Sunday, May 21, 2023

What Should Be Learned From Concentrating Powers in Government?

The topic of discussion for this Constitution Monday concerns concentration of power in government. In writing the U.S. Constitution and organizing the government, the Framers did what they could to avoid the concentration of power in the federal government. However, more and more power has migrated to the executive branch over the years, the dangers of which were shown under “emergency powers” during the COVID-19 pandemic.

Michele Blood at The Blaze reported on an “unsigned order” with an attached statement about a case that became moot due to the expiration of Title 42 on May 11. As most Americans know, Title 42 was put into place by the Trump administration to aid in removing migrants from the United States due to the pandemic.

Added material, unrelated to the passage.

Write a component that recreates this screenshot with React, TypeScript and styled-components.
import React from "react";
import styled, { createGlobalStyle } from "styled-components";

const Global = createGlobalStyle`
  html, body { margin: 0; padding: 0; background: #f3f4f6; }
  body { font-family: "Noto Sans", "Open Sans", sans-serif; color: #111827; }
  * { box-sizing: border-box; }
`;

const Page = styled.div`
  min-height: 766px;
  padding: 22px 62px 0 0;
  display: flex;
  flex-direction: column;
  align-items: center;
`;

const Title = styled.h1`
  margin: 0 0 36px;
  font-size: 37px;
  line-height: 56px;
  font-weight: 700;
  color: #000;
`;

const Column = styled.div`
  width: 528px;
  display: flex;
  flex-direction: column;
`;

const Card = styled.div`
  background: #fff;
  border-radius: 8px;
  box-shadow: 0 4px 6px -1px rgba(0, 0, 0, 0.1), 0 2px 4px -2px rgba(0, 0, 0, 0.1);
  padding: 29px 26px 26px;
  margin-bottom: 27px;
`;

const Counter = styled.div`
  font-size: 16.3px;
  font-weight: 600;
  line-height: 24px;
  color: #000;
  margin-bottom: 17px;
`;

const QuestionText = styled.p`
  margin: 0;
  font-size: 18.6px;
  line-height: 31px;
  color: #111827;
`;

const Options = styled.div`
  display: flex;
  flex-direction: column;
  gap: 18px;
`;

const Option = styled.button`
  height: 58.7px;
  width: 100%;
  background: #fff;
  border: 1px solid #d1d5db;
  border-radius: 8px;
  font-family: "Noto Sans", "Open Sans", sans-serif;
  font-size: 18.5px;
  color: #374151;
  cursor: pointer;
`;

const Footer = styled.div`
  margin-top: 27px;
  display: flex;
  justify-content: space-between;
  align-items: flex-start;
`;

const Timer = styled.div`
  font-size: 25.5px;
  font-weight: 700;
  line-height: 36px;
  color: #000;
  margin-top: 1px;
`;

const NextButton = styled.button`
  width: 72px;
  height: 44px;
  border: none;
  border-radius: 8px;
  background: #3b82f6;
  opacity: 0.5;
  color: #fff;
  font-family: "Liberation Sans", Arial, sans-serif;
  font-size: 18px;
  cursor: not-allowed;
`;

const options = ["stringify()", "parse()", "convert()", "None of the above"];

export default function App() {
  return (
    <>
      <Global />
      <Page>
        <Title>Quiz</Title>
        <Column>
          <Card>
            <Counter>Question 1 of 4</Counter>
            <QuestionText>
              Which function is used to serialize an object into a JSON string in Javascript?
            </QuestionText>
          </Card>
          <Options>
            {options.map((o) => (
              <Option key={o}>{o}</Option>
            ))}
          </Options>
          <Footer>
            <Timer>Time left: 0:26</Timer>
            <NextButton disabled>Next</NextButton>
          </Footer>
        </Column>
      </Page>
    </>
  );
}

In the words of Blood: 

Supreme Court Associate Justice Neil Gorsuch slammed the sweeping use of emergency powers during the pandemic as “breathtaking” in scale.

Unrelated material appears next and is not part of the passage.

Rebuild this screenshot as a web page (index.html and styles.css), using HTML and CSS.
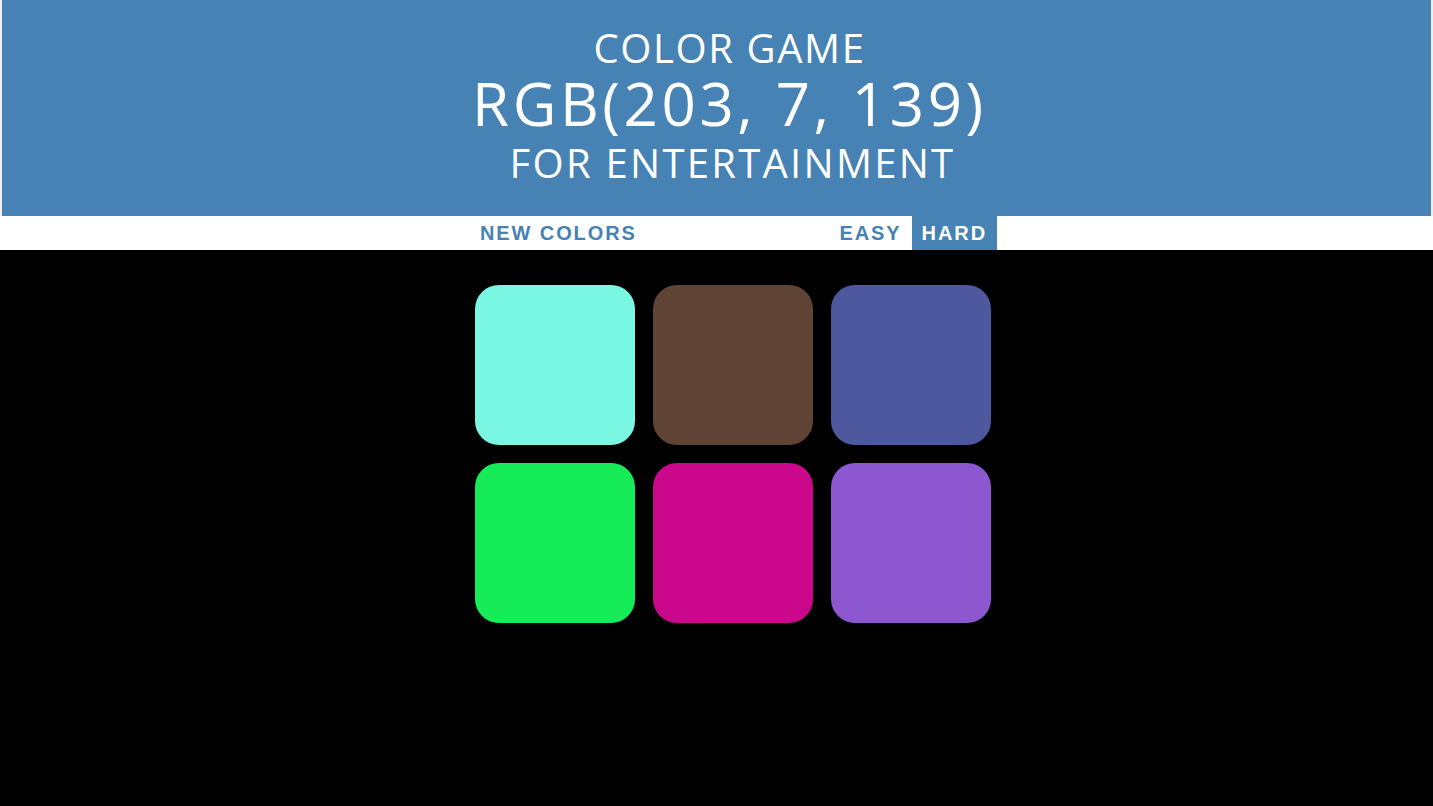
FILE: index.html
```html
<!DOCTYPE html>
<html lang="en">
<head>
<meta charset="utf-8">
<title>Color Game</title>
<link rel="stylesheet" href="styles.css">
</head>
<body>
<header class="header">
  <h1 class="title">
    <span class="title-top">COLOR GAME</span>
    <span class="title-rgb">RGB(203, 7, 139)</span>
    <span class="title-bottom">FOR ENTERTAINMENT</span>
  </h1>
</header>
<nav class="stripe">
  <div class="stripe-inner">
    <button class="btn btn-reset">NEW COLORS</button>
    <span class="message"></span>
    <div class="modes">
      <button class="btn">EASY</button>
      <button class="btn selected">HARD</button>
    </div>
  </div>
</nav>
<main class="board">
  <div class="grid">
    <div class="square sq1"></div>
    <div class="square sq2"></div>
    <div class="square sq3"></div>
    <div class="square sq4"></div>
    <div class="square sq5"></div>
    <div class="square sq6"></div>
  </div>
</main>
</body>
</html>
```
FILE: styles.css
```css
html, body {
  margin: 0;
  padding: 0;
  background: #000;
}
body {
  font-family: "Open Sans", "Liberation Sans", sans-serif;
  min-height: 806px;
}
.header {
  background: #4682b4;
  color: #fff;
  height: 216px;
  box-sizing: border-box;
  padding-top: 24px;
  border-left: 2px solid #eef2f6;
  border-right: 2px solid #eef2f6;
}
.title {
  margin: 0;
  padding-left: 26px;
  font-weight: 400;
  text-align: center;
  letter-spacing: 0.05em;
}
.title span { display: block; }
.title-top {
  font-size: 40px;
  line-height: 48px;
}
.title-rgb {
  font-size: 60px;
  line-height: 62px;
  letter-spacing: 0.06em;
}
.title-bottom {
  font-size: 40px;
  line-height: 58px;
  letter-spacing: 0.057em;
  padding-left: 6px;
}
.stripe {
  background: #fff;
  height: 34px;
  padding-left: 33px;
}
.stripe-inner {
  width: 534px;
  margin: 0 auto;
  height: 34px;
  display: flex;
  justify-content: space-between;
  box-sizing: border-box;
  padding: 0 3px 0 4px;
}
.modes { display: flex; }
.btn {
  border: none;
  background: #fff;
  color: #4682b4;
  font-family: "Liberation Sans", Arial, sans-serif;
  font-weight: 700;
  font-size: 20px;
  letter-spacing: 1.9px;
  line-height: 34px;
  height: 34px;
  padding: 0 10px;
  margin: 0;
}
.btn.selected {
  background: #4682b4;
  color: #fff;
}
.board {
  padding-left: 33px;
  padding-top: 26px;
}
.grid {
  width: 534px;
  margin: 0 auto;
  box-sizing: border-box;
  padding: 9px;
  display: grid;
  grid-template-columns: repeat(3, 160px);
  gap: 18px;
}
.square {
  width: 160px;
  height: 160px;
  border-radius: 24px;
}
.sq1 { background: rgb(121, 247, 227); }
.sq2 { background: rgb(95, 68, 53); }
.sq3 { background: rgb(77, 88, 158); }
.sq4 { background: rgb(22, 235, 88); }
.sq5 { background: rgb(203, 7, 139); }
.sq6 { background: rgb(140, 87, 207); }
```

“Since March 2020, we may have experienced the greatest intrusions on civil liberties in the peacetime history of this country,” Trump appointee Justice Gorsuch wrote, in pertinent part….

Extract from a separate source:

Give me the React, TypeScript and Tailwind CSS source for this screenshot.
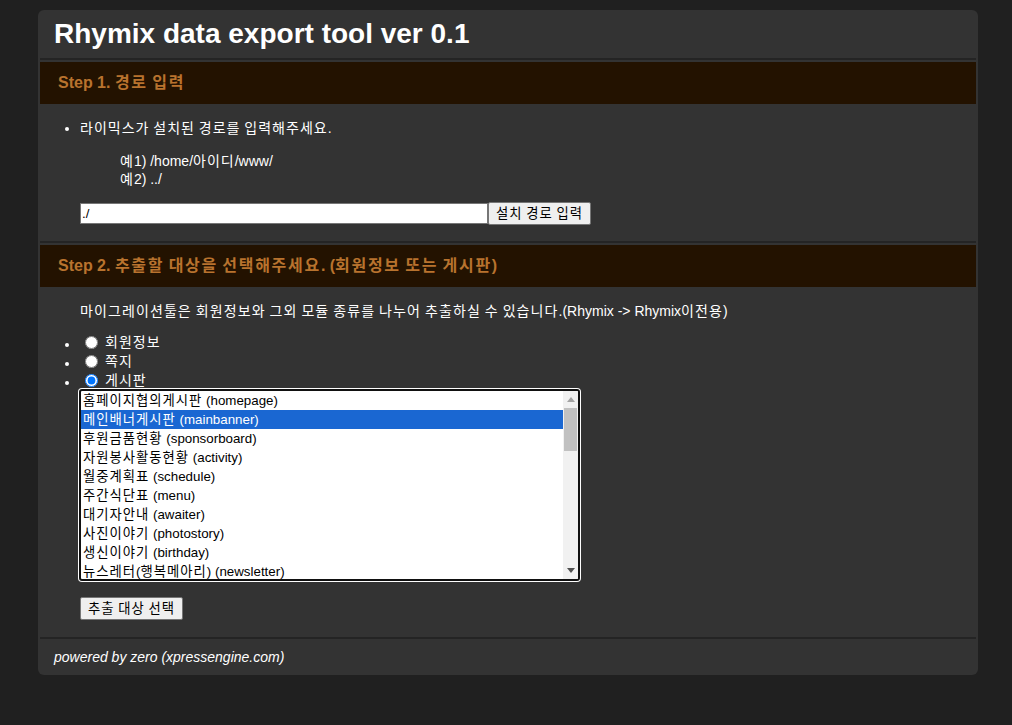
import React from "react";

const FONT = { fontFamily: '"Liberation Sans", Arial, "Noto Sans CJK KR", sans-serif' };

const BOARDS = [
  "홈페이지협의게시판 (homepage)",
  "메인배너게시판 (mainbanner)",
  "후원금품현황 (sponsorboard)",
  "자원봉사활동현황 (activity)",
  "월중계획표 (schedule)",
  "주간식단표 (menu)",
  "대기자안내 (awaiter)",
  "사진이야기 (photostory)",
  "생신이야기 (birthday)",
  "뉴스레터(행복메아리) (newsletter)",
];

// hangul runs get a bit of extra spacing so widths line up with the original font
function Ko({ text, cls }: { text: string; cls: string }) {
  const parts = text.split(/([\uAC00-\uD7A3\u3131-\u318E]+)/);
  return (
    <>
      {parts.map((p, i) =>
        /[\uAC00-\uD7A3\u3131-\u318E]/.test(p) ? (
          <span key={i} className={cls}>
            {p}
          </span>
        ) : (
          <React.Fragment key={i}>{p}</React.Fragment>
        )
      )}
    </>
  );
}

function StepTitle({ step, text }: { step: string; text: string }) {
  return (
    <div className="mx-[2px] h-[42px] bg-[#231200] flex items-center px-[18px] text-[16px] font-bold text-[#b8732e]">
      <span>
        {step} <Ko text={text} cls="tracking-[1.7px]" />
      </span>
    </div>
  );
}

function Separator() {
  return <div className="mx-[2px] h-[2px] bg-[#242424]" />;
}

function BoardList() {
  return (
    <div className="relative w-[501px] h-[192px] rounded-[3px] border-2 border-[#111] ring-1 ring-white bg-white flex overflow-hidden">
      <div className="flex-1 flex flex-col">
        {BOARDS.map((b, i) => (
          <div
            key={b}
            className={
              i === 1
                ? "h-[19px] leading-[19px] px-[2px] text-[13.33px] whitespace-nowrap bg-[#1a67d2] text-white"
                : "h-[19px] leading-[19px] px-[2px] text-[13.33px] whitespace-nowrap text-black"
            }
          >
            <Ko text={b} cls="tracking-[1px]" />
          </div>
        ))}
      </div>
      {/* scrollbar */}
      <div className="w-[15px] bg-[#f1f1f1] flex flex-col items-center">
        <div className="h-[17px] flex items-center justify-center">
          <svg width="8" height="5" viewBox="0 0 8 5">
            <path d="M0 5 L4 0 L8 5 Z" fill="#a3a3a3" />
          </svg>
        </div>
        <div className="w-[13px] h-[43px] bg-[#c1c1c1]" />
        <div className="flex-1" />
        <div className="h-[17px] flex items-center justify-center">
          <svg width="8" height="5" viewBox="0 0 8 5">
            <path d="M0 0 L8 0 L4 5 Z" fill="#505050" />
          </svg>
        </div>
      </div>
    </div>
  );
}

function GrayButton({ label }: { label: string }) {
  return (
    <button className="h-[23px] px-[7px] bg-[#efefef] text-black border border-[#767676] rounded-[2px] text-[13.33px]">
      <Ko text={label} cls="tracking-[1px]" />
    </button>
  );
}

export default function App() {
  return (
    <div className="min-h-screen bg-[#202020] pt-[10px] pb-[50px] text-white" style={FONT}>
      <div className="ml-[38px] w-[940px] bg-[#333333] rounded-[6px] overflow-hidden">
        {/* Header */}
        <div className="h-[48px] flex items-center px-[16px]">
          <h1 className="text-[28px] font-bold leading-none">Rhymix data export tool ver 0.1</h1>
        </div>
        <Separator />

        {/* Step 1 */}
        <div className="pt-[2px]">
          <StepTitle step="Step 1." text="경로 입력" />
          <div className="text-[14px] leading-[18px]">
            <ul className="list-disc pl-[40px] mx-[2px] my-[15px]">
              <li>
                <Ko text="라이믹스가 설치된 경로를 입력해주세요." cls="tracking-[1px]" />
              </li>
            </ul>
            <div className="pl-[82px] mb-[14px]">
              <div>
                <Ko text="예1) /home/아이디/www/" cls="tracking-[1px]" />
              </div>
              <div>
                <Ko text="예2) ../" cls="tracking-[1px]" />
              </div>
            </div>
            <div className="pl-[42px] flex items-center pb-[16px]">
              <input
                type="text"
                defaultValue="./"
                className="w-[408px] h-[21px] bg-white text-black border border-[#767676] px-[1px] text-[13.33px] outline-none"
              />
              <GrayButton label="설치 경로 입력" />
            </div>
          </div>
        </div>
        <Separator />

        {/* Step 2 */}
        <div className="pt-[2px]">
          <StepTitle step="Step 2." text="추출할 대상을 선택해주세요. (회원정보 또는 게시판)" />
          <div className="text-[14px] leading-[18px]">
            <p className="pl-[42px] mt-[15px] mb-[13px]">
              <Ko
                text="마이그레이션툴은 회원정보와 그외 모듈 종류를 나누어 추출하실 수 있습니다.(Rhymix -> Rhymix이전용)"
                cls="tracking-[1.1px]"
              />
            </p>
            <ul className="list-disc pl-[42px]">
              <li className="h-[19px] leading-[19px]">
                <label className="flex items-center">
                  <input type="radio" name="target" className="w-[13px] h-[13px] ml-[5px] mr-[7px]" />
                  <span>
                    <Ko text="회원정보" cls="tracking-[1px]" />
                  </span>
                </label>
              </li>
              <li className="h-[19px] leading-[19px]">
                <label className="flex items-center">
                  <input type="radio" name="target" className="w-[13px] h-[13px] ml-[5px] mr-[7px]" />
                  <span>
                    <Ko text="쪽지" cls="tracking-[1px]" />
                  </span>
                </label>
              </li>
              <li className="h-[19px] leading-[19px]">
                <label className="flex items-center">
                  <input type="radio" name="target" defaultChecked className="w-[13px] h-[13px] ml-[5px] mr-[7px]" />
                  <span>
                    <Ko text="게시판" cls="tracking-[1px]" />
                  </span>
                </label>
              </li>
            </ul>
            <div className="pl-[41px] -mt-[1px]">
              <BoardList />
            </div>
            <div className="pl-[42px] pt-[16px] pb-[17px]">
              <GrayButton label="추출 대상 선택" />
            </div>
          </div>
        </div>
        <Separator />

        {/* Footer */}
        <div className="h-[36px] flex items-center px-[16px] text-[14px] italic">
          powered by zero (xpressengine.com)
        </div>
      </div>
    </div>
  );
}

The conservative justice spared neither presidents nor states nor lawmakers nor colleagues in his pointed remarks.


“The concentration of power in the hands of so few may be efficient and sometimes popular. But it does not tend toward sound government,” Gorsuch wrote.


“However wise one person or his advisors may be, that is no substitute for the wisdom of the whole of the American people that can be tapped in the legislative process.”


Gorsuch took aim at government-imposed vaccine mandates, lockdowns, church and school closures while other businesses like casinos remained open, the eviction moratorium, and federal officials’ apparent pressure on social media companies to tamp down speech expressing disagreement with government’s approaches to pandemic management.


He chastised Congress and state legislatures’ silence in the face of executive officials issuing orders that ought to have gone through the lawmaking process.


He blasted the judiciary in general, including the Supreme Court on which he is seated.


“In some cases, like this one, courts even allowed themselves to be used to perpetuate emergency public-health decrees for collateral purposes, itself a form of emergency-lawmaking-by-litigation.”

Gorsuch continued by saying that the nation should learn crucial lessons from this chapter in the history of our nation. One of those lessons “involves seizing upon the power of fear and the desire for safety to achieve ends contrary to our nation’s founding principles. Another, he said, involves concentrating power in the hands of too few.”